Of course, you can call these methods on a reference of type LinkedList too, but people should be more likely to consider the cost.
As a note, in .NET LinkedList does not implement IList for this reason.
The first idiom allows you to change the runtime type that list points to without modifying any client code that uses it.
What methods in LinkedList do you think you need that aren't in List? You can always cast for those.
But the whole idea behind interfaces is to shield clients from how the interface is implemented.
If you really need a LinkedList, so be it. But I prefer the first idiom, because most of the time I really just need List methods.

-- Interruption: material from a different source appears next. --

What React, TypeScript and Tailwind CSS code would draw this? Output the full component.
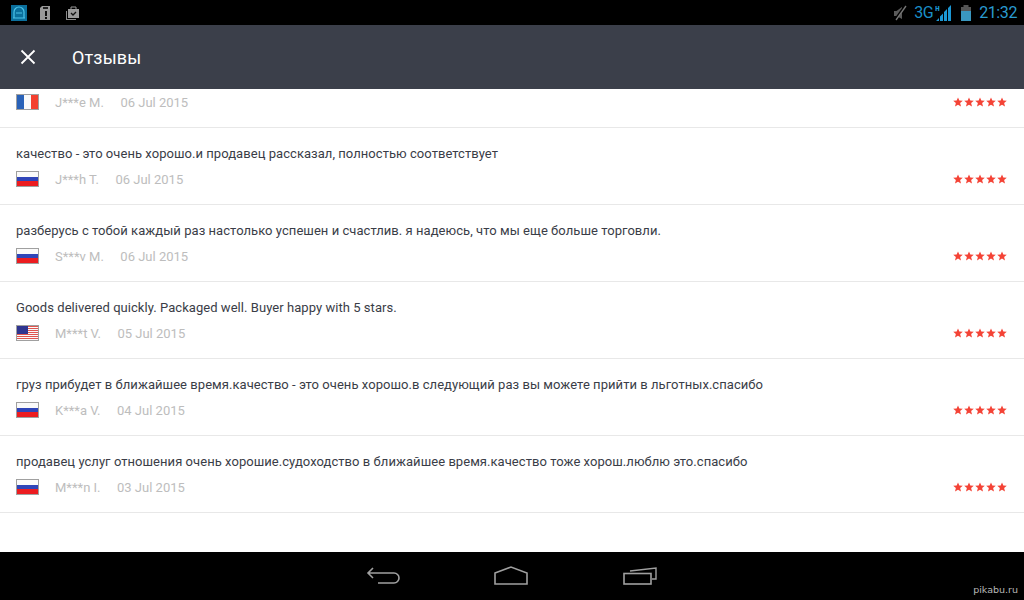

Every LinkedList is a List, too. That also means that you can do everything with a LinkedList that you can do with a List and that you can store a LinkedList as List. However, when you store it as List, you can only call methods of the LinkedList that a List also has.
By the way: This is not Generics. Generics are like this:
LinkedList<String> list = new LinkedList<String>();
List list = getSomeList();
Here you're saying that it's a list. You have no idea whether or not it's a LinkedList or an ArrayList or whatever. It is an abstract thing (I assume you mean "abstract" by the word "generic", since generics are a different thing entirely). Thus you can't treat it like it's an LinkedList -- you have to treat it like it's a List (which it is).
The fact that "you know" that it's a LinkedList is all well and good, and you can safely cast if you need to do it. But it might help to tell the compiler that it's a LinkedList, by declaring it as so, if it's always going to act as a LinkedList.